By Steve Sailer
07/26/2020
Earlier: "And Five Minutes Later She Is Dead" — The Dead Beckys Who Should Have Called 911
From The New York Times news pages:
[Comment at Unz.com]Will It Take a Clever Acronym to Stop Racially Motivated 911 Calls?
A San Francisco politician thinks a new bill — named the “CAREN Act” — could be what it takes to get people’s attention, and limit potential harm.
By Evan Nicole Brown
July 24, 2020The stories showed up in Shamann Walton’s social media feeds with alarming regularity: An eight-year-old selling water to raise money to go to Disneyland. A family barbecuing food on a charcoal grill near Lake Merritt. A man bird watching in Central Park. A woman sitting, leisurely, on a public bench in Manhattan. All of these activities — and several more like them — had been reported to law enforcement, often by strangers passing by.
In elementary school, these 911-dialers might have been labeled a tattletale. Today, a more widely used term is “Karen”: It’s internet shorthand for a white woman who embodies entitled “Can-I-speak-to-the-manager?” energy, cloaking prejudice in feigned innocence and concern.
Mr. Walton, who is a Democrat on the San Francisco board of supervisors, is well aware that this behavior can lead to real consequences for Black Americans: They are disproportionately likely to be killed by the police, according to analysis by the news media and academic research.
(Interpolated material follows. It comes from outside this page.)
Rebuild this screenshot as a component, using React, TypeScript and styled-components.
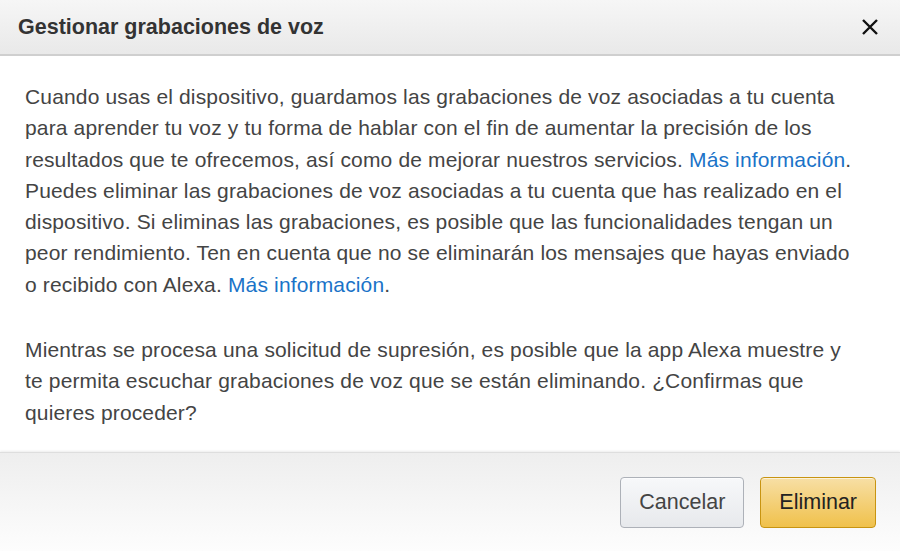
import React from 'react'
import styled, { createGlobalStyle } from 'styled-components'

const GlobalStyle = createGlobalStyle`
  html, body {
    margin: 0;
    padding: 0;
    background: #fff;
  }
  body {
    font-family: 'Liberation Sans', Arial, sans-serif;
  }
`

export default function App() {
  return (
    <>
      <GlobalStyle />
      <SDialog>
        <SHeader>
          <STitle>Gestionar grabaciones de voz</STitle>
          <SClose aria-label="Cerrar">
            <svg width="18" height="16" viewBox="0 0 18 16">
              <path
                d="M2 1 L16 15 M16 1 L2 15"
                stroke="#111"
                strokeWidth="2.4"
                fill="none"
              />
            </svg>
          </SClose>
        </SHeader>
        <SBody>
          <SParagraph>
            Cuando usas el dispositivo, guardamos las grabaciones de voz
            asociadas a tu cuenta para aprender tu voz y tu forma de hablar con
            el fin de aumentar la precisión de los resultados que te ofrecemos,
            así como de mejorar nuestros servicios.{' '}
            <SLink href="#">Más información</SLink>. Puedes eliminar las
            grabaciones de voz asociadas a tu cuenta que has realizado en el
            dispositivo. Si eliminas las grabaciones, es posible que las
            funcionalidades tengan un peor rendimiento. Ten en cuenta que no se
            eliminarán los mensajes que hayas enviado o recibido con Alexa.{' '}
            <SLink href="#">Más información</SLink>.
          </SParagraph>
          <SParagraph>
            Mientras se procesa una solicitud de supresión, es posible que la
            app Alexa muestre y te permita escuchar grabaciones de voz que se
            están eliminando. ¿Confirmas que quieres proceder?
          </SParagraph>
        </SBody>
        <SFooter>
          <SButton variant="secondary">Cancelar</SButton>
          <SButton variant="primary">Eliminar</SButton>
        </SFooter>
      </SDialog>
    </>
  )
}

const SDialog = styled.div`
  width: 900px;
  height: 551px;
  display: flex;
  flex-direction: column;
  background: #fff;
  overflow: hidden;
`

const SHeader = styled.div`
  height: 54px;
  flex-shrink: 0;
  display: flex;
  align-items: center;
  justify-content: space-between;
  padding: 0 21px 0 18px;
  background: linear-gradient(#f6f6f6, #e9e9e9);
  border-bottom: 2px solid #cfcfcf;
`

const STitle = styled.h1`
  margin: 0;
  font-size: 21.5px;
  font-weight: bold;
  color: #333;
`

const SClose = styled.button`
  border: 0;
  background: none;
  padding: 0;
  display: flex;
  cursor: pointer;
`

const SBody = styled.div`
  flex: 1;
  min-height: 0;
  padding: 25px 36px 0 25px;
  color: #444;
  font-size: 21px;
  letter-spacing: 0.15px;
  line-height: 31.3px;
`

const SParagraph = styled.p`
  margin: 0 0 34px;
  &:last-child {
    margin-bottom: 0;
  }
`

const SLink = styled.a`
  color: #1a73c8;
  text-decoration: none;
`

const SFooter = styled.div`
  height: 98px;
  flex-shrink: 0;
  display: flex;
  align-items: center;
  justify-content: flex-end;
  gap: 16px;
  padding: 0 24px 0 0;
  background: linear-gradient(#eeeeee, #fdfdfd);
  box-shadow: 0 -1px 2px rgba(0, 0, 0, 0.08);
  border-top: 1px solid #dedede;
`

const SButton = styled.button<{ variant: 'primary' | 'secondary' }>`
  height: 51px;
  padding: 0 18px;
  border-radius: 4px;
  font-family: 'Liberation Sans', Arial, sans-serif;
  font-size: 21.5px;
  cursor: pointer;
  color: ${({ variant }) => (variant === 'primary' ? '#222' : '#444')};
  border: 1px solid
    ${({ variant }) => (variant === 'primary' ? '#c89411' : '#adb1b8')};
  background: ${({ variant }) =>
    variant === 'primary'
      ? 'linear-gradient(#f7dfa5, #f0c14b)'
      : 'linear-gradient(#f7f8fa, #e7e9ec)'};
  box-shadow: inset 0 1px 0 rgba(255, 255, 255, 0.6);
`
Enter Karen. Or CAREN. Mr. Walton [Tweet him] recently proposed a new ordinance, named the “CAREN Act,” to discourage and penalize people for making racially motivated 911 calls without reasonable suspicion of a crime.
Most municipal bills are a little less catchy, burdened by phrases like “planning code.” But Mr. Walton’s proposal speaks to the meme-ified trope those who are online can readily identify.
He wouldn’t comment specifically on the ordinance’s wink of a name — which stands for Caution Against Racially Exploitative Non-Emergencies — or talk about how many drafts he went through before landing on this acronym. He did note the dangers represented by the “Karen” meme, and this ordinance certainly gathered more national attention than other board of supervisors business, whether that was the intention or not.